Today’s scriptures affirm the gift and importance of “listening” to others. Something so simple yet sometimes so difficult. I am wondering if the greatest threat to our democracy these days is government officials from both political parties unwilling to listen beyond their own agenda. I am wondering if the greatest threat to Christian denominations is the unwillingness to listen to others with a belief system and approach to scripture different than our own. I am wondering if the greatest threat to our United Methodist denomination is our unwillingness to listen to others with different points of view beyond our own filters and passions. And I wonder if the the greatest threat to our own spirituality is our self-made busyness preventing us from taking time to listen to our inward being and the “still small voice” of God’s Spirit.

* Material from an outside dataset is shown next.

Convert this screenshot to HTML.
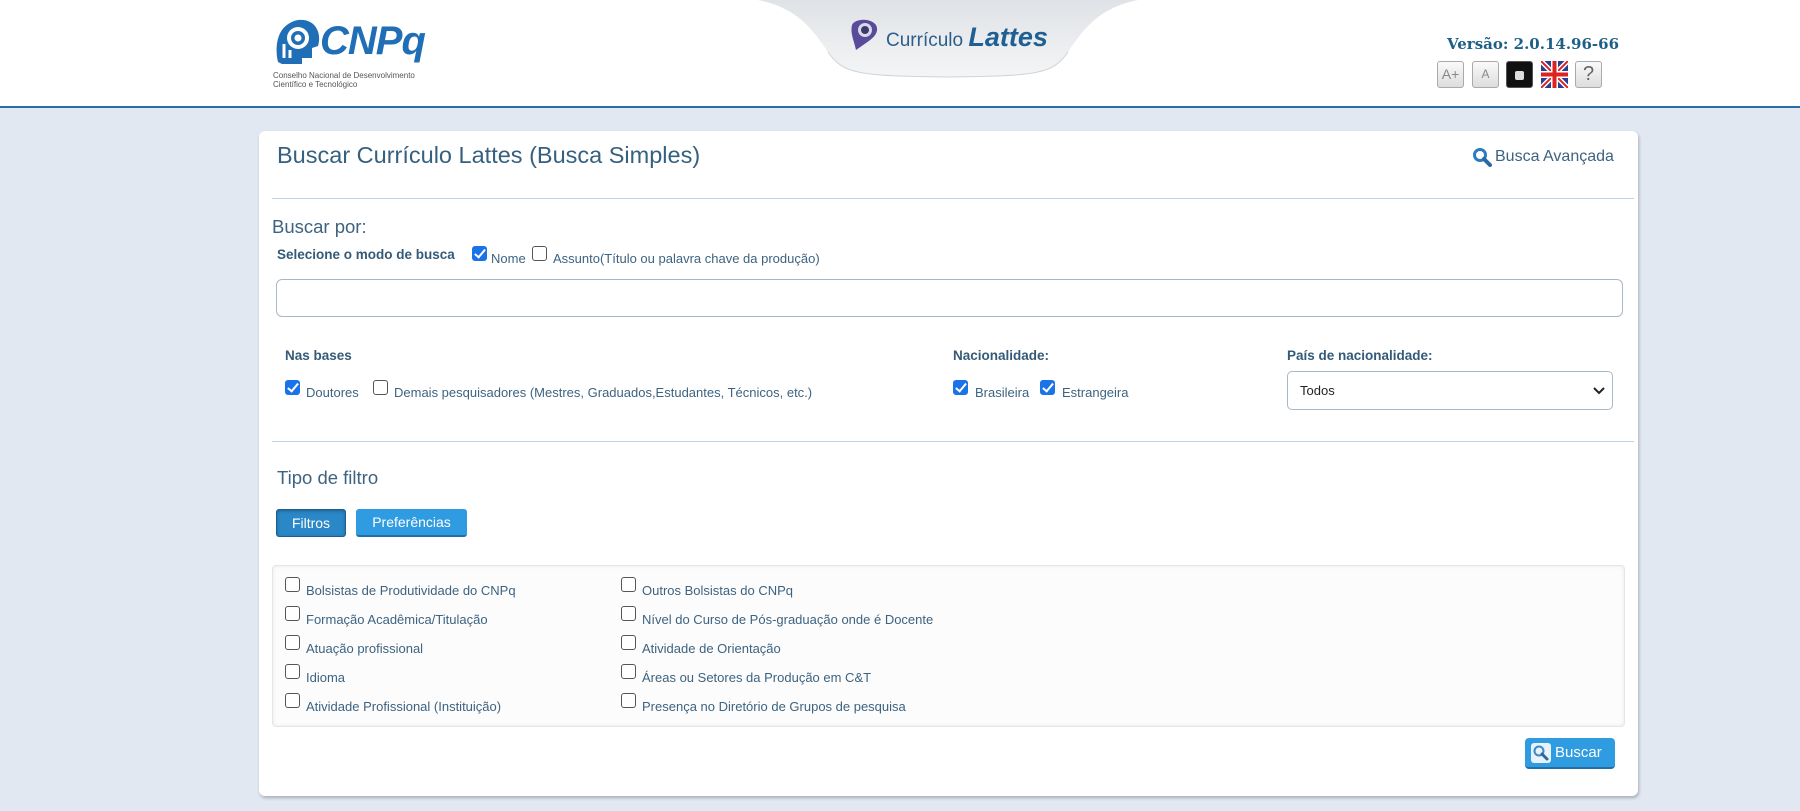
<!DOCTYPE html>
<html><head><meta charset="utf-8"><style>
*{box-sizing:border-box;margin:0;padding:0}
body{width:1800px;height:811px;overflow:hidden;background:#e1e8f1;font-family:"Liberation Sans",sans-serif;position:relative;color:#3a5f7c}
.a{position:absolute;white-space:nowrap}
#hdr{position:absolute;left:0;top:0;width:1800px;height:108px;background:#fff;border-bottom:2px solid #2b6ea5}
.cb{position:absolute;width:15px;height:15px;border:1.5px solid #555;border-radius:3px;background:#fff}
.cb.on{background:#1a73e8;border-color:#1a73e8}
.cb.on::after{content:"";position:absolute;left:4px;top:0px;width:4px;height:9px;border:solid #fff;border-width:0 2.5px 2.5px 0;transform:rotate(40deg)}
.t13{font-size:13px;color:#3d6380}
.b13{font-size:13.5px;font-weight:bold;color:#345a78}
.ib{position:absolute;top:61px;width:27px;height:27px;border:1px solid #aaa;border-radius:3px;background:linear-gradient(#fafafa,#ddd);font-size:14px;color:#888;text-align:center;line-height:25px}
.btn{position:absolute;background:#2f9be0;color:#fff;font-size:14px;text-align:center;border-radius:3px;border-bottom:2px solid #1f6fa8}
</style></head><body>
<div id="hdr"></div>
<svg class="a" style="left:272px;top:14px" width="52" height="52" viewBox="0 0 52 52">
<path d="M6 48 C2 30 6 10 26 6 C44 4 50 20 46 32 L40 34 L40 44 L30 44 L30 50 L10 50 Z" fill="#1f6eb6"/>
<circle cx="26" cy="24" r="11" fill="#fff"/><circle cx="26" cy="24" r="7" fill="#1f6eb6"/><circle cx="26" cy="24" r="3.5" fill="#fff"/>
<path d="M12 44 L12 30 M18 44 L18 36" stroke="#fff" stroke-width="3"/>
</svg>
<div class="a" style="left:320px;top:19px;font-size:40px;font-weight:bold;font-style:italic;color:#1f6eb6;letter-spacing:-1px">CNPq</div>
<div class="a" style="left:273px;top:71px;font-size:8px;color:#555;line-height:9px">Conselho Nacional de Desenvolvimento<br>Científico e Tecnológico</div>
<svg class="a" style="left:758px;top:0" width="380" height="80" viewBox="0 0 380 80">
<defs><linearGradient id="g" x1="0" y1="0" x2="0" y2="1"><stop offset="0" stop-color="#dfe2e6"/><stop offset="1" stop-color="#f4f5f6"/></linearGradient></defs>
<path d="M0 0 C40 8 55 30 70 52 C85 74 100 76 190 77 C280 76 295 74 310 52 C325 30 340 8 380 0 Z" fill="url(#g)"/>
<path d="M70 52 C85 74 100 76 190 77 C280 76 295 74 310 52" stroke="#d0d3d6" fill="none"/>
</svg>
<svg class="a" style="left:848px;top:17px" width="32" height="34" viewBox="0 0 32 34">
<path d="M4 8 C6 2 22 0 28 8 C32 16 24 22 18 26 L8 33 C6 24 2 16 4 8Z" fill="#5a4a9a"/>
<circle cx="17" cy="13" r="7" fill="#d8d8e8"/><circle cx="17" cy="13" r="4" fill="#3a3a70"/>
</svg>
<div class="a" style="left:886px;top:22px;font-size:19px;color:#2a5f8c">Currículo <span style="font-size:27px;font-weight:bold;font-style:italic;color:#1f5f94">Lattes</span></div>
<div class="a" style="left:1447px;top:35px;font-size:15px;font-weight:bold;color:#1e5f86;font-family:'DejaVu Serif',serif">Versão: 2.0.14.96-66</div>
<div class="ib" style="left:1437px">A+</div>
<div class="ib" style="left:1472px;font-size:12px">A</div>
<div class="ib" style="left:1506px;background:#111;border-color:#555"><span style="display:inline-block;width:9px;height:9px;border-radius:2px;background:#ddd;vertical-align:middle"></span></div>
<svg class="a" style="left:1541px;top:61px" width="27" height="27" viewBox="0 0 27 27"><rect width="27" height="27" rx="3" fill="#2a3f8f"/><path d="M0 0L27 27M27 0L0 27" stroke="#fff" stroke-width="5"/><path d="M0 0L27 27M27 0L0 27" stroke="#d22" stroke-width="2"/><path d="M13.5 0V27M0 13.5H27" stroke="#fff" stroke-width="7"/><path d="M13.5 0V27M0 13.5H27" stroke="#d22" stroke-width="4"/></svg>
<div class="ib" style="left:1575px;font-size:20px;color:#666">?</div>
<div class="a" style="left:259px;top:131px;width:1379px;height:665px;background:#fff;border-radius:6px;box-shadow:1px 2px 3px rgba(0,0,0,.25)"></div>
<div class="a" style="left:277px;top:142px;font-size:23.5px;color:#35607f">Buscar Currículo Lattes (Busca Simples)</div>
<svg class="a" style="left:1472px;top:147px" width="20" height="20" viewBox="0 0 20 20"><circle cx="8" cy="8" r="5.5" fill="none" stroke="#2b7bc0" stroke-width="3"/><path d="M12 12 L18 18" stroke="#2b6aa0" stroke-width="4" stroke-linecap="round"/></svg>
<div class="a" style="left:1495px;top:148px;font-size:16px;color:#3d6380">Busca Avançada</div>
<div class="a" style="left:272px;top:198px;width:1362px;height:1px;background:#c5d3de"></div>
<div class="a" style="left:272px;top:216px;font-size:18.5px;color:#3d6380">Buscar por:</div>
<div class="a b13" style="left:277px;top:247px">Selecione o modo de busca</div>
<div class="cb on" style="left:472px;top:246px"></div>
<div class="a t13" style="left:491px;top:251px">Nome</div>
<div class="cb" style="left:532px;top:246px"></div>
<div class="a t13" style="left:553px;top:251px">Assunto(Título ou palavra chave da produção)</div>
<div class="a" style="left:276px;top:279px;width:1347px;height:38px;border:1px solid #a9b8c6;border-radius:6px"></div>
<div class="a b13" style="left:285px;top:348px">Nas bases</div>
<div class="cb on" style="left:285px;top:380px"></div>
<div class="a t13" style="left:306px;top:385px">Doutores</div>
<div class="cb" style="left:373px;top:380px"></div>
<div class="a t13" style="left:394px;top:385px">Demais pesquisadores (Mestres, Graduados,Estudantes, Técnicos, etc.)</div>
<div class="a b13" style="left:953px;top:348px">Nacionalidade:</div>
<div class="cb on" style="left:953px;top:380px"></div>
<div class="a t13" style="left:975px;top:385px">Brasileira</div>
<div class="cb on" style="left:1040px;top:380px"></div>
<div class="a t13" style="left:1062px;top:385px">Estrangeira</div>
<div class="a b13" style="left:1287px;top:348px">País de nacionalidade:</div>
<div class="a" style="left:1287px;top:371px;width:326px;height:39px;border:1px solid #a9b8c6;border-radius:5px"></div>
<div class="a" style="left:1300px;top:383px;font-size:13px;color:#222">Todos</div>
<svg class="a" style="left:1593px;top:386px" width="12" height="10" viewBox="0 0 12 10"><path d="M1 2 L6 7 L11 2" stroke="#222" stroke-width="2" fill="none"/></svg>
<div class="a" style="left:272px;top:441px;width:1362px;height:1px;background:#c5d3de"></div>
<div class="a" style="left:277px;top:467px;font-size:18.5px;color:#3d6380">Tipo de filtro</div>
<div class="btn" style="left:276px;top:509px;width:70px;height:28px;line-height:26px;background:#2a87c8;border:1px solid #1e5f92;box-shadow:inset 0 1px 3px rgba(0,0,0,.3)">Filtros</div>
<div class="btn" style="left:356px;top:509px;width:111px;height:28px;line-height:26px">Preferências</div>
<div class="a" style="left:272px;top:565px;width:1353px;height:162px;background:#fcfcfc;border:1px solid #e6e6e6;border-radius:4px;box-shadow:inset 0 0 4px rgba(0,0,0,.08)"></div>
<div class="cb" style="left:285px;top:577px"></div><div class="a t13" style="left:306px;top:583px">Bolsistas de Produtividade do CNPq</div>
<div class="cb" style="left:285px;top:606px"></div><div class="a t13" style="left:306px;top:612px">Formação Acadêmica/Titulação</div>
<div class="cb" style="left:285px;top:635px"></div><div class="a t13" style="left:306px;top:641px">Atuação profissional</div>
<div class="cb" style="left:285px;top:664px"></div><div class="a t13" style="left:306px;top:670px">Idioma</div>
<div class="cb" style="left:285px;top:693px"></div><div class="a t13" style="left:306px;top:699px">Atividade Profissional (Instituição)</div>
<div class="cb" style="left:621px;top:577px"></div><div class="a t13" style="left:642px;top:583px">Outros Bolsistas do CNPq</div>
<div class="cb" style="left:621px;top:606px"></div><div class="a t13" style="left:642px;top:612px">Nível do Curso de Pós-graduação onde é Docente</div>
<div class="cb" style="left:621px;top:635px"></div><div class="a t13" style="left:642px;top:641px">Atividade de Orientação</div>
<div class="cb" style="left:621px;top:664px"></div><div class="a t13" style="left:642px;top:670px">Áreas ou Setores da Produção em C&amp;T</div>
<div class="cb" style="left:621px;top:693px"></div><div class="a t13" style="left:642px;top:699px">Presença no Diretório de Grupos de pesquisa</div>
<div class="btn" style="left:1525px;top:738px;width:90px;height:31px;line-height:29px;text-align:left;padding-left:30px;font-size:15px;border-radius:4px">Buscar</div>
<svg class="a" style="left:1531px;top:743px" width="20" height="20" viewBox="0 0 20 20"><rect width="20" height="20" rx="3" fill="#e8f2fa"/><circle cx="8" cy="8" r="4.5" fill="none" stroke="#3b88c4" stroke-width="2"/><path d="M11 11 L16 16" stroke="#2b6aa0" stroke-width="3" stroke-linecap="round"/></svg>
</body></html>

In truth, I have to work hard not just at listening beyond my deafness, but listening to others beyond my own inner voice, beliefs and agenda. So this Lent, I am committing to a spiritual practice of doing a better job of listening. Yes, let’s admit it’s hard work at times. So what better time than the season of Lent to give ourselves to a challenge of practicing “listening.” The writer of the book of James encourages the faith community with simple words: “Be quick to listen, slow to speak.”
-Rev. Rick Saylor
Clergy and Congregational Coach
Prayer for Reflection
O God who empowers our listening. We give you thanks for our ability to hear, that neurologically creates cognition in our brain. Let us never take it for granted. And help us remove some of the threats in our world by being better listeners. So be it. Amen.